Considering Home Schooling

We have friends who have two amazingly smart, well-adjusted and entirely pleasant children, who have been home schooled their entire lives. In standardized testing, they typically score 4 grades above where they’re supposed to be in school. Their eldest, who’s only just pushing at her teen years has already taken PSATs with scores sufficient to get her into pretty much any college she wants.

Having known them since they were born, we haven’t needed much convincing on the benefits of home schooling. However, we’re aware – having known other kids who have been home schooled who aren’t as well-adjusted – that there are also risks/potential problems with home schooling. Social consideration, of course, being significant.

You’re welcome, dear reader, to chime in with thoughts on the subject, as we’re currently gathering such opinions, but its not likely you can introduce any new variables that we haven’t already been considering.

Home schooling is on the rise in the States, one of the foremost reasons given by surveyed parent’s who chose this path being that they desire a better religious education for their kids. I won’t say that’s not important – it is – but I doubt I weight that factor for the same reasons as many Christians. I do not, in fact, want my kids to grow up ultra-conservative. I’d much rather see my kids grow up with an excess of compassion than an excess of indoctrination.

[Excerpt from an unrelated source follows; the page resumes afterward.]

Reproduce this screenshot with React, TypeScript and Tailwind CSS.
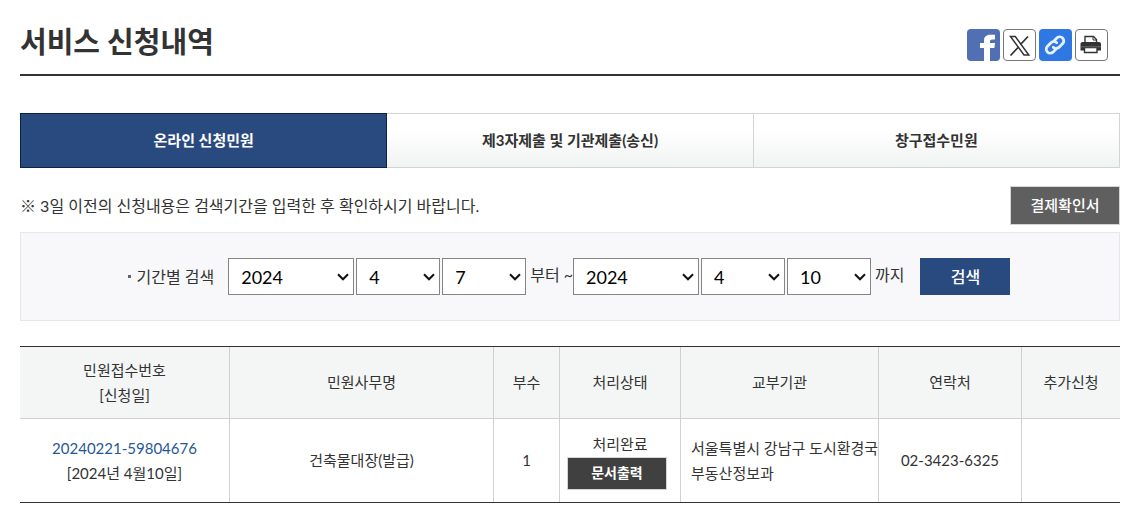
import { useState } from "react";

const tabs = ["온라인 신청민원", "제3자제출 및 기관제출(송신)", "창구접수민원"];

const years = ["2022", "2023", "2024"];
const months = Array.from({ length: 12 }, (_, i) => String(i + 1));
const days = Array.from({ length: 31 }, (_, i) => String(i + 1));

const rows = [
  {
    id: "20240221-59804676",
    date: "[2024년 4월10일]",
    name: "건축물대장(발급)",
    count: 1,
    status: "처리완료",
    office: ["서울특별시 강남구 도시환경국", "부동산정보과"],
    phone: "02-3423-6325",
  },
];

const thClass = "border-b border-l border-[#cfd1d1] p-0 font-normal first:border-l-0";
const tdClass = "border-l border-[#cfd1d1] p-0 text-center first:border-l-0";

export default function App() {
  const [tab, setTab] = useState(0);

  return (
    <div className="bg-white pt-6 pr-[13px] pb-2 pl-5 font-['Lato','Noto_Sans_CJK_KR',sans-serif] text-[15px] text-[#333]">
      <header className="flex h-13 items-start justify-between border-b-2 border-[#333]">
        <h1 className="text-[29px] leading-9 font-bold">서비스 신청내역</h1>
        <ShareLinks />
      </header>

      <nav className="mt-[37px] flex">
        {tabs.map((name, i) => (
          <button
            key={name}
            type="button"
            onClick={() => setTab(i)}
            className={
              i === tab
                ? "h-[55px] flex-1 border border-[#0b2240] bg-[#294a7f] font-bold text-white"
                : "h-[55px] flex-1 border border-l-0 border-[#d3d5d5] bg-linear-to-b from-white from-30% to-[#f1f2f2] font-bold"
            }
          >
            {name}
          </button>
        ))}
      </nav>

      <div className="mt-[18px] flex items-center justify-between">
        <p className="text-base">※ 3일 이전의 신청내용은 검색기간을 입력한 후 확인하시기 바랍니다.</p>
        <button type="button" className="h-[39px] w-[110px] border border-[#d5d5d5] bg-[#5f5f5f] font-medium text-white">
          결제확인서
        </button>
      </div>

      <SearchForm />

      <table className="mt-[25px] w-full table-fixed border-separate border-spacing-0 border-y border-[#333] leading-[25px]">
        <colgroup>
          <col className="w-[19%]" />
          <col className="w-[24%]" />
          <col className="w-[6%]" />
          <col className="w-[11%]" />
          <col className="w-[18%]" />
          <col className="w-[13%]" />
          <col className="w-[9%]" />
        </colgroup>
        <thead>
          <tr className="h-[72px] bg-[#f4f6f6]">
            <th className={thClass}>
              민원접수번호
              <br />
              [신청일]
            </th>
            <th className={thClass}>민원사무명</th>
            <th className={thClass}>부수</th>
            <th className={thClass}>처리상태</th>
            <th className={thClass}>교부기관</th>
            <th className={thClass}>연락처</th>
            <th className={thClass}>추가신청</th>
          </tr>
        </thead>
        <tbody>
          {rows.map((row) => (
            <tr key={row.id} className="h-[83px]">
              <td className={tdClass}>
                <a href="#" className="text-[#1f5799]">
                  {row.id}
                </a>
                <br />
                {row.date}
              </td>
              <td className={tdClass}>{row.name}</td>
              <td className={tdClass}>{row.count}</td>
              <td className={tdClass}>
                <div>{row.status}</div>
                <button
                  type="button"
                  className="mr-1.5 block h-[33px] w-[100px] justify-self-center border border-[#d5d5d5] bg-[#404040] text-sm font-bold text-white"
                >
                  문서출력
                </button>
              </td>
              <td className="border-l border-[#cfd1d1] py-0 pr-0 pl-2.5 whitespace-nowrap">
                {row.office.map((line) => (
                  <div key={line}>{line}</div>
                ))}
              </td>
              <td className={tdClass}>{row.phone}</td>
              <td className={tdClass}></td>
            </tr>
          ))}
        </tbody>
      </table>
    </div>
  );
}

function SearchForm() {
  return (
    <form
      onSubmit={(e) => e.preventDefault()}
      className="mt-[7px] flex h-[89px] items-center justify-center border border-[#e6e6eb] bg-[#f8f8fb] pr-0.5 text-base"
    >
      <span className="mr-1.5 size-[3px] bg-[#666]" />
      <span className="mr-3.5">기간별 검색</span>
      <div className="flex gap-0.5">
        <DateSelect label="시작 연도" options={years} value="2024" wide />
        <DateSelect label="시작 월" options={months} value="4" />
        <DateSelect label="시작 일" options={days} value="7" />
      </div>
      <span className="ml-1 pb-1">부터 ~</span>
      <div className="flex gap-0.5">
        <DateSelect label="종료 연도" options={years} value="2024" wide />
        <DateSelect label="종료 월" options={months} value="4" />
        <DateSelect label="종료 일" options={days} value="10" />
      </div>
      <span className="mr-4 ml-1 pb-1">까지</span>
      <button type="submit" className="h-[37px] w-[90px] bg-[#294a7f] font-medium text-white">
        검색
      </button>
    </form>
  );
}

type DateSelectProps = { label: string; options: string[]; value: string; wide?: boolean };

function DateSelect({ label, options, value, wide }: DateSelectProps) {
  return (
    <div className={wide ? "relative w-[126px]" : "relative w-[84px]"}>
      <select
        aria-label={label}
        defaultValue={value}
        className="block h-[37px] w-full appearance-none border border-[#858585] bg-white pl-3 text-lg text-black"
      >
        {options.map((o) => (
          <option key={o}>{o}</option>
        ))}
      </select>
      <svg
        viewBox="0 0 12 8"
        className="pointer-events-none absolute top-[15px] right-[5px] h-2 w-3"
        fill="none"
        stroke="#111"
        strokeWidth="2"
      >
        <path d="M1 1.300l5 5 5-5" />
      </svg>
    </div>
  );
}

function ShareLinks() {
  return (
    <div className="mt-[5px] mr-3 flex gap-[3px]">
      <a href="#" aria-label="페이스북" className="h-8 w-[33px] overflow-hidden rounded-sm bg-[#5070b3]">
        <svg viewBox="0 0 33 32" className="size-full">
          <path
            d="M17 32V19h-4v-5h4v-2.500C17 8 19.500 5.800 23 5.800h5v4.700h-2.800c-1.500 0-2.200.7-2.200 2V14h5l-.6 5H23v13z"
            fill="#fff"
          />
        </svg>
      </a>
      <a href="#" aria-label="X" className="h-8 w-[33px] rounded-sm border border-[#777] bg-white">
        <svg viewBox="0 0 31 30" className="size-full" fill="none" stroke="#333">
          <path d="M6.500 6.500h4.800l13.500 18.500H20z" strokeWidth="1.500" />
          <path d="M24 6.500l-7.500 8M14 17.500L6.500 25.500" strokeWidth="1.800" />
        </svg>
      </a>
      <a href="#" aria-label="링크 복사" className="h-8 w-[33px] rounded-sm bg-[#2f78e4]">
        <svg viewBox="0 0 33 32" className="size-full" fill="none" stroke="#e8f1ff" strokeWidth="2.800" strokeLinecap="round">
          <g transform="translate(16 16) rotate(-45)">
            <path d="M-2.500 3.600H-6.500a4 4 0 0 1-3.800-4 4 4 0 0 1 3.800-4H-1a4 4 0 0 1 3.800 4" />
            <path d="M2.500-3.600H6.500a4 4 0 0 1 3.800 4 4 4 0 0 1-3.800 4H1a4 4 0 0 1-3.800-4" />
          </g>
        </svg>
      </a>
      <a href="#" aria-label="인쇄" className="h-8 w-[33px] rounded-sm border border-[#777] bg-white">
        <svg viewBox="0 0 31 30" className="size-full">
          <path d="M9 13V6.500h8.500l3 3V13" fill="#fff" stroke="#333" strokeWidth="1.400" />
          <path d="M17 6.500V10h3.500" fill="none" stroke="#333" />
          <path d="M6.500 12h16.500a2 2 0 0 1 2 2v6.500H4.500V14a2 2 0 0 1 2-2z" fill="#333" />
          <path d="M8.500 17.500h12.500v5H8.500z" fill="#fff" stroke="#333" strokeWidth="1.400" />
          <path d="M4.500 16.800h20.500" stroke="#888" strokeWidth=".7" />
        </svg>
      </a>
    </div>
  );
}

That said, I understand the importance of shaping our kid’s understanding of the world according to Truth, as well as Grace, and acknowledge there are things in the public school system that we would prefer to have taught differently. What I struggle with is that I don’t want my kids to arrive at adulthood without being able to understand, and have respect for, differing points of view. If they learn only our point of view, then how are they going to react the first time they meet someone different than us? How can they be effective on a missions field, or in a workplace, if they grow up without tolerance for differing perspectives? Although we don’t want them to be of the world, we do want them to be effective in it.

On top of that, and the aforementioned (and obvious) social implications, I worry a little bit that our house might become a semi-permanent cradle. With me working at home, Nicole functioning as the in-home teacher, and our little village being a little bit isolated from the 3 neighbouring, larger cities, it would be very easy for our kids to grow up thinking that our home is the center of the universe.

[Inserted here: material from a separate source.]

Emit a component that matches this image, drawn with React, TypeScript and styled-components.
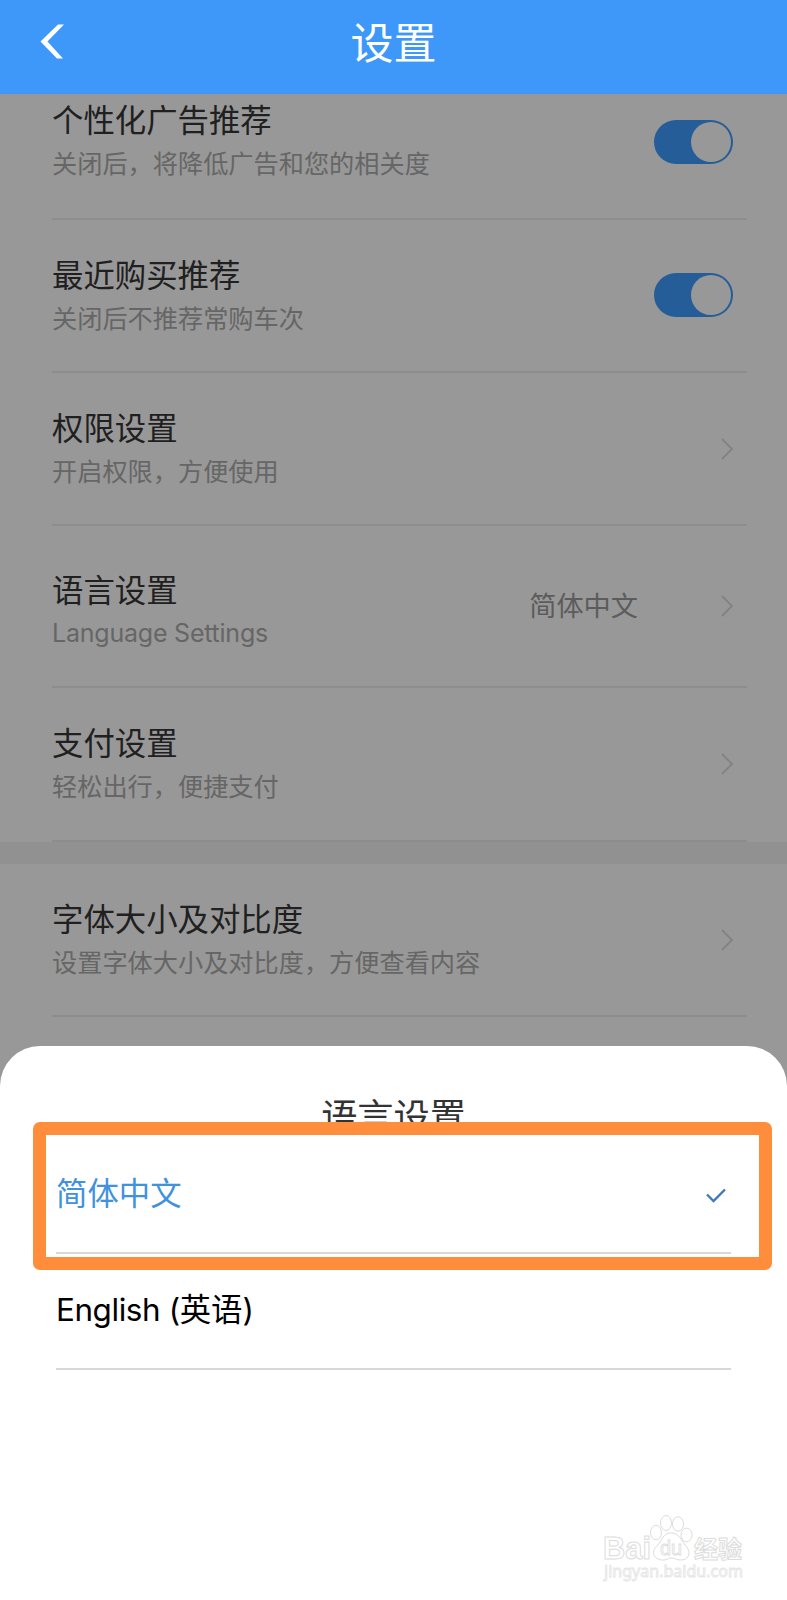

All this is coming to a head because, ridiculously, we have to enroll Benjamin in school now if we want him to attend Pre-K in September. Because his birthday falls at the end of the year, our choices are to either enroll him as too young for his class, or too old. Both possibilities pose risk that, with him at a public school, we won’t be able to determine quickly enough if he’s struggling at school, and why.

I have two theories on my own education (and frustrations with it) that combined suggest to me that if we put Ben in school too late, he might end up frustrated, bored and unable or uninterested in performing according to how he’s evaluated… but that if we put him in too early and he learns differently than the teachers expect, he might get steamrolled.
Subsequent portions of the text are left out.